The back and forth has begun, as one of the lawsuits has gone to trial this month. Pabst claims that Miller Coors has been negotiating in bad faith, suggesting that Pabst pay triple the fee in the next contract, something that Pabst says will instantly put them out of business. Pabst says that Miller Coors has gone so far as to try and close two breweries in order to claim that they no longer have the capacity to keep making the Pabst products.
Miller Coors says that the money Pabst is paying them isn’t enough to warrant continuing to produce and package the 4.5 million barrels of Pabst beers each year. No matter what Miller Coors decides is the main reason they can’t continue the deal – capacity or money, Pabst contends that they are completely dependent on Miller, and that a lack of continuation of the deal will put them out of business.
Indeed, there is a clause in the original agreement that allows for two five-year extensions. The problem is that each company says that it is up to them to decide if those clauses will be acted upon.
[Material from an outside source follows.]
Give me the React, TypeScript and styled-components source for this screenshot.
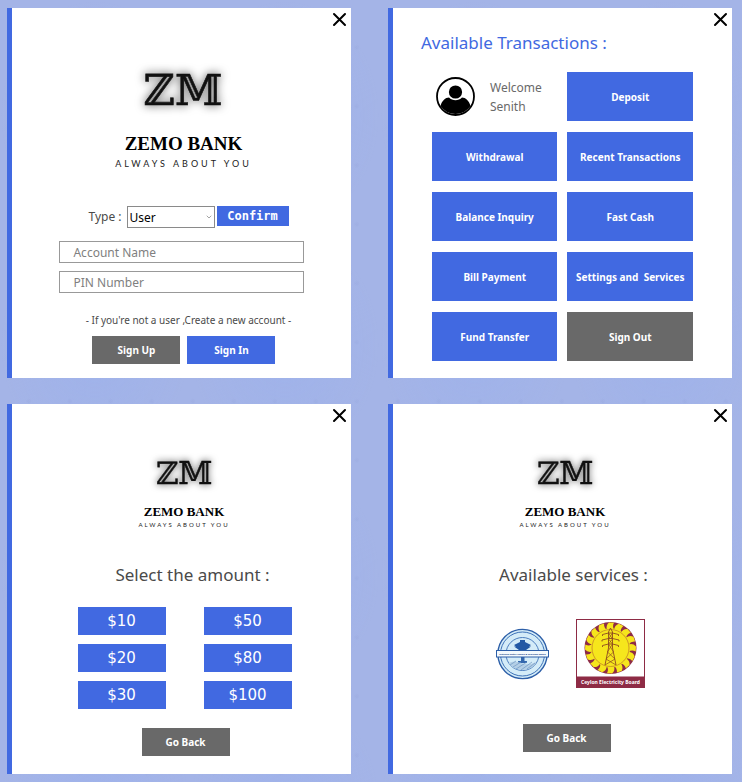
import React from "react";
import styled, { createGlobalStyle, css } from "styled-components";
import { ChevronDown } from "lucide-react";

const BLUE = "#4169e1";
const GREY = "#696969";

const GlobalStyle = createGlobalStyle`
  *, *::before, *::after { box-sizing: border-box; }
  body {
    margin: 0;
    background-color: #a4b4e7;
    background-image:
      radial-gradient(circle at 20% 30%, rgba(120, 130, 190, 0.1) 0 1px, transparent 4px),
      radial-gradient(circle at 70% 80%, rgba(120, 130, 190, 0.08) 0 1px, transparent 3px),
      radial-gradient(ellipse at 50% 50%, rgba(150, 175, 240, 0.35), transparent 70%);
    background-size: 67px 83px, 41px 59px, 190px 230px;
    font-family: "Noto Sans", "Open Sans", sans-serif;
    color: #4a4a4a;
  }
  button, input, select { font: inherit; margin: 0; border-radius: 0; }
`;

const Page = styled.main`
  display: grid;
  grid-template-columns: repeat(2, minmax(0, 1fr));
  gap: 26px 37px;
  padding: 8px 10px 8px 7px;
`;

const Card = styled.section`
  display: flex;
  flex-direction: column;
  align-items: center;
  min-height: 370px;
  padding-bottom: 14px;
  background: #fff;
  border-left: 5px solid ${BLUE};
`;

const TopBar = styled.header`
  display: flex;
  justify-content: flex-end;
  align-self: stretch;
  padding: 4px 4px 0 0;
`;

const CloseButton = styled.button`
  display: flex;
  padding: 0;
  border: 0;
  background: none;
  cursor: pointer;
`;

const Brand = styled.div<{ $large?: boolean }>`
  display: flex;
  flex-direction: column;
  align-items: center;
  padding: ${(p) => (p.$large ? "22px 0 33px 4px" : "21px 0 33px 5px")};
`;

const Mark = styled.svg<{ $large?: boolean }>`
  display: block;
  width: ${(p) => (p.$large ? 128 : 92)}px;
  height: auto;
  overflow: visible;
`;

const MarkText = styled.text`
  font-family: "DejaVu Serif", serif;
  font-size: 43px;
  fill: #111;
  stroke: #111;
  stroke-width: 0.6px;
  filter: drop-shadow(0 0 5px rgba(0, 0, 0, 0.7));
`;

const BankName = styled.div<{ $large?: boolean }>`
  font-family: "Liberation Serif", serif;
  font-weight: 700;
  font-size: ${(p) => (p.$large ? 19 : 13)}px;
  line-height: ${(p) => (p.$large ? 22 : 16)}px;
  color: #000;
`;

const Tagline = styled.div<{ $large?: boolean }>`
  font-family: Lato, sans-serif;
  font-size: ${(p) => (p.$large ? 9 : 6)}px;
  line-height: ${(p) => (p.$large ? 18 : 10)}px;
  letter-spacing: ${(p) => (p.$large ? 3 : 2)}px;
  color: #222;
`;

const PageTitle = styled.h1`
  align-self: stretch;
  margin: 0;
  padding: 4px 28px 0;
  font-size: 17px;
  font-weight: 400;
  line-height: 24px;
  color: ${BLUE};
`;

const StepTitle = styled.h2`
  margin: 0;
  padding-left: 22px;
  font-size: 17px;
  font-weight: 400;
  line-height: 24px;
`;

const ActionButton = styled.button<{ $tone?: "blue" | "grey"; $size?: "small" | "tile" }>`
  border: 0;
  padding: 0;
  color: #fff;
  background: ${(p) => (p.$tone === "grey" ? GREY : BLUE)};
  font-size: 10px;
  font-weight: 700;
  white-space: pre;
  cursor: pointer;
  ${(p) =>
    p.$size === "tile"
      ? css`
          height: 49px;
        `
      : css`
          width: 88px;
          height: 28px;
        `}
`;

const AmountButton = styled(ActionButton)`
  font-family: "DejaVu Sans", sans-serif;
  font-size: 15px;
  font-weight: 400;
`;

const LoginForm = styled.form`
  display: flex;
  flex-direction: column;
  align-items: center;
  width: 72%;
`;

const TypeRow = styled.div`
  display: flex;
  align-items: flex-start;
  padding-left: 14px;
  margin-bottom: 13px;
`;

const TypeLabel = styled.label`
  margin-right: 5px;
  font-size: 12px;
  line-height: 22px;
`;

const SelectBox = styled.div`
  display: grid;
  align-items: center;
  width: 88px;
  margin-right: 2px;

  > * { grid-area: 1 / 1; }
  > svg { justify-self: end; margin-right: 2px; pointer-events: none; }
`;

const Select = styled.select`
  appearance: none;
  width: 100%;
  height: 22px;
  padding: 0 2px;
  border: 1px solid #8a8a8a;
  background: #fff;
  color: #000;
  font-size: 12px;
`;

const ConfirmButton = styled.button`
  width: 72px;
  height: 20px;
  padding: 0;
  border: 0;
  background: ${BLUE};
  color: #fff;
  font-family: "DejaVu Sans Mono", monospace;
  font-size: 12px;
  font-weight: 700;
  cursor: pointer;
`;

const Field = styled.input`
  width: 100%;
  height: 22px;
  margin-bottom: 8px;
  padding: 0 13px;
  border: 1px solid #999;
  background: #fff;
  font-size: 12px;

  &::placeholder { color: #808080; opacity: 1; }
`;

const Note = styled.p`
  margin: 11px 0 8px;
  padding-left: 14px;
  font-size: 10px;
  line-height: 16px;
  white-space: nowrap;
`;

const ButtonRow = styled.div`
  display: flex;
  gap: 7px;
  padding-left: 5px;
`;

const TileGrid = styled.div`
  display: grid;
  grid-template-columns: repeat(2, minmax(0, 1fr));
  gap: 11px 10px;
  width: 77%;
  margin-top: 17px;
`;

const Profile = styled.div`
  display: flex;
  align-items: center;
  gap: 15px;
  padding-left: 4px;
`;

const Greeting = styled.p`
  margin: 0;
  font-size: 12px;
  line-height: 19px;
  color: #696969;
`;

const AmountGrid = styled.div`
  display: grid;
  grid-template-columns: auto auto;
  gap: 9px 38px;
  padding-left: 6px;
  margin: 20px 0 19px;
`;

const CentredAction = styled.div`
  padding-left: 8px;
`;

const Services = styled.div`
  display: flex;
  align-items: center;
  gap: 27px;
  padding-left: 16px;
  margin: 32px 0 36px;
`;

const ServiceLink = styled.a`
  display: block;
  svg { display: block; }
`;

const BoardText = styled.text`
  font-family: "Noto Sans", sans-serif;
  font-weight: 700;
  text-anchor: middle;
`;

function Close() {
  return (
    <TopBar>
      <CloseButton type="button" aria-label="Close">
        <svg width="15" height="15" viewBox="0 0 15 15" stroke="#000" strokeWidth="2" strokeLinecap="round" aria-hidden="true">
          <path d="M2 2 L13 13 M13 2 L2 13" />
        </svg>
      </CloseButton>
    </TopBar>
  );
}

function Logo({ large }: { large?: boolean }) {
  return (
    <Brand $large={large}>
      <Mark $large={large} viewBox="0 0 128 84" role="img" aria-label="ZM">
        <MarkText x="64" y="56" textAnchor="middle">ℤ𝕄</MarkText>
      </Mark>
      <BankName $large={large}>ZEMO BANK</BankName>
      <Tagline $large={large}>ALWAYS ABOUT YOU</Tagline>
    </Brand>
  );
}

function Avatar() {
  return (
    <svg width="39" height="39" viewBox="0 0 39 39" aria-hidden="true">
      <circle cx="19.5" cy="19.5" r="18.5" fill="#fff" stroke="#000" strokeWidth="1.8" />
      <circle cx="19.5" cy="15" r="6.6" />
      <path d="M4.5 29 C6 23.500 9.500 20.500 13 20.500 C16.500 24 22.500 24 26 20.500 C29.500 20.500 33 23.500 34.500 29 A18 18 0 0 1 4.500 29 Z" />
    </svg>
  );
}

function WaterBoard() {
  return (
    <svg width="53" height="52" viewBox="0 0 53 52" role="img" aria-label="National Water Supply and Drainage Board">
      <circle cx="26.500" cy="26" r="24.600" fill="#d4ecf8" stroke="#2d5fa8" strokeWidth="1.400" />
      <circle cx="26.500" cy="26" r="22" fill="none" stroke="#3d72b8" strokeWidth="1" />
      <circle cx="26.500" cy="26" r="16.500" fill="#d4ecf8" stroke="#3d72b8" strokeWidth="0.900" />
      <path d="M24 12 h5 v2 h-5z M18 17 L24 14 H29 L35 17 L33 18.500 H35 L30 22 H23 L18 18.500 H20z" fill="#2359a4" />
      <path d="M25 28 h3.500 v5 h2.500 v2 h-9 v-2 h3z" fill="#3467ad" />
      <path d="M12.500 35 Q18 32 25 35 T40.500 34 Q36 42 26.500 42 Q17 42 12.500 35z" fill="#b4cfe6" />
      <path d="M14 37 L20 33 M17 39 L25 34 M20 41 L31 34 M25 42 L36 34 M31 41 L39 35" fill="none" stroke="#6f96c2" strokeWidth="0.700" />
      <rect x="0.500" y="22.500" width="52" height="6.500" fill="#f4fafd" stroke="#2d5fa8" strokeWidth="1" />
      <BoardText x="26.500" y="26.600" fontSize="2.300" fill="#1d468c">National Water Supply &amp; Drainage Board</BoardText>
    </svg>
  );
}

const BLADES = Array.from({ length: 16 }, (_, i) => i * 22.5);

function ElectricityBoard() {
  return (
    <svg width="69" height="69" viewBox="0 0 69 69" role="img" aria-label="Ceylon Electricity Board">
      <rect x="0.500" y="0.500" width="68" height="68" fill="#fff" stroke="#8e2b45" />
      <rect y="57.500" width="69" height="11.500" fill="#8e2b45" />
      <circle cx="34.500" cy="29" r="26" fill="#8e2b45" />
      {BLADES.map((angle) => (
        <path
          key={angle}
          d="M31 11 Q29.500 6.500 33 3.500 L38 3.800 Q36 7.500 38.200 11z"
          fill="#f6e61c"
          transform={`rotate(${angle} 34.500 29)`}
        />
      ))}
      <circle cx="34.500" cy="29" r="19.500" fill="#f6e61c" />
      <circle cx="34.500" cy="29" r="18.500" fill="none" stroke="#b5652a" strokeWidth="0.600" />
      <g fill="none" stroke="#8e4a20" strokeWidth="0.900">
        <path d="M34.500 9 L32.500 13 V29 L29 46 M34.500 9 L36.500 13 V29 L40 46" />
        <path d="M26.500 17 V15.500 L32.500 14 H36.500 L42.500 15.500 V17 M26 22.500 V21 L32.500 19.500 H36.500 L43 21 V22.500 M26.500 28 V26.500 L32.500 25 H36.500 L42.500 26.500 V28" />
        <path d="M32.500 14 L36.500 20 L32.500 25 L37.500 33 L30 40 L40 46 M36.500 14 L32.500 20 L36.500 25 L31.500 33 L39 40 L29 46" strokeWidth="0.700" />
      </g>
      <BoardText x="34.500" y="65" fontSize="5" fill="#fff">Ceylon Electricity Board</BoardText>
    </svg>
  );
}

const TILES = [
  "Deposit",
  "Withdrawal",
  "Recent Transactions",
  "Balance Inquiry",
  "Fast Cash",
  "Bill Payment",
  "Settings and  Services",
  "Fund Transfer",
];

const AMOUNTS = ["$10", "$50", "$20", "$80", "$30", "$100"];

function SignInCard() {
  return (
    <Card>
      <Close />
      <Logo large />
      <LoginForm onSubmit={(e) => e.preventDefault()}>
        <TypeRow>
          <TypeLabel htmlFor="type">Type :</TypeLabel>
          <SelectBox>
            <Select id="type" defaultValue="User">
              <option>User</option>
              <option>Admin</option>
            </Select>
            <ChevronDown size={8} color="#777" aria-hidden="true" />
          </SelectBox>
          <ConfirmButton type="button">Confirm</ConfirmButton>
        </TypeRow>
        <Field type="text" placeholder="Account Name" aria-label="Account Name" />
        <Field type="password" placeholder="PIN Number" aria-label="PIN Number" />
        <Note>- If you're not a user ,Create a new account -</Note>
        <ButtonRow>
          <ActionButton type="button" $tone="grey">Sign Up</ActionButton>
          <ActionButton type="submit">Sign In</ActionButton>
        </ButtonRow>
      </LoginForm>
    </Card>
  );
}

function TransactionsCard() {
  return (
    <Card>
      <Close />
      <PageTitle>Available Transactions :</PageTitle>
      <TileGrid>
        <Profile>
          <Avatar />
          <Greeting>
            Welcome
            <br />
            Senith
          </Greeting>
        </Profile>
        {TILES.map((tile) => (
          <ActionButton key={tile} type="button" $size="tile">{tile}</ActionButton>
        ))}
        <ActionButton type="button" $size="tile" $tone="grey">Sign Out</ActionButton>
      </TileGrid>
    </Card>
  );
}

function AmountCard() {
  return (
    <Card>
      <Close />
      <Logo />
      <StepTitle>Select the amount :</StepTitle>
      <AmountGrid>
        {AMOUNTS.map((amount) => (
          <AmountButton key={amount} type="button">{amount}</AmountButton>
        ))}
      </AmountGrid>
      <CentredAction>
        <ActionButton type="button" $tone="grey">Go Back</ActionButton>
      </CentredAction>
    </Card>
  );
}

function ServicesCard() {
  return (
    <Card>
      <Close />
      <Logo />
      <StepTitle>Available services :</StepTitle>
      <Services>
        <ServiceLink href="#water"><WaterBoard /></ServiceLink>
        <ServiceLink href="#electricity"><ElectricityBoard /></ServiceLink>
      </Services>
      <CentredAction>
        <ActionButton type="button" $tone="grey">Go Back</ActionButton>
      </CentredAction>
    </Card>
  );
}

export default function App() {
  return (
    <>
      <GlobalStyle />
      <Page>
        <SignInCard />
        <TransactionsCard />
        <AmountCard />
        <ServicesCard />
      </Page>
    </>
  );
}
As part of one of their suits, Pabst has accused Miller of breach of contract, and is seeking $400 million in damages in addition to forcing Miller to keep making Pabst beers.
As craft beer fans, one of the interesting things about this is that we don’t really have a dog in the fight, although plenty of brewers do enjoy a PBR or Miller High Life on occasion. Since most of us are on the outside looking in, it’s much like passing an accident as you travel down the road, we just can’t help slowing down to see what kind of damage has been done. Depending on how these suits play out, The Mad Fermentationist might need to rearrange the infographic poster again to reflect either a loss of brands or a movement of ownership. I’ll be first in line for any new version of that poster – I’ll always be needing the help.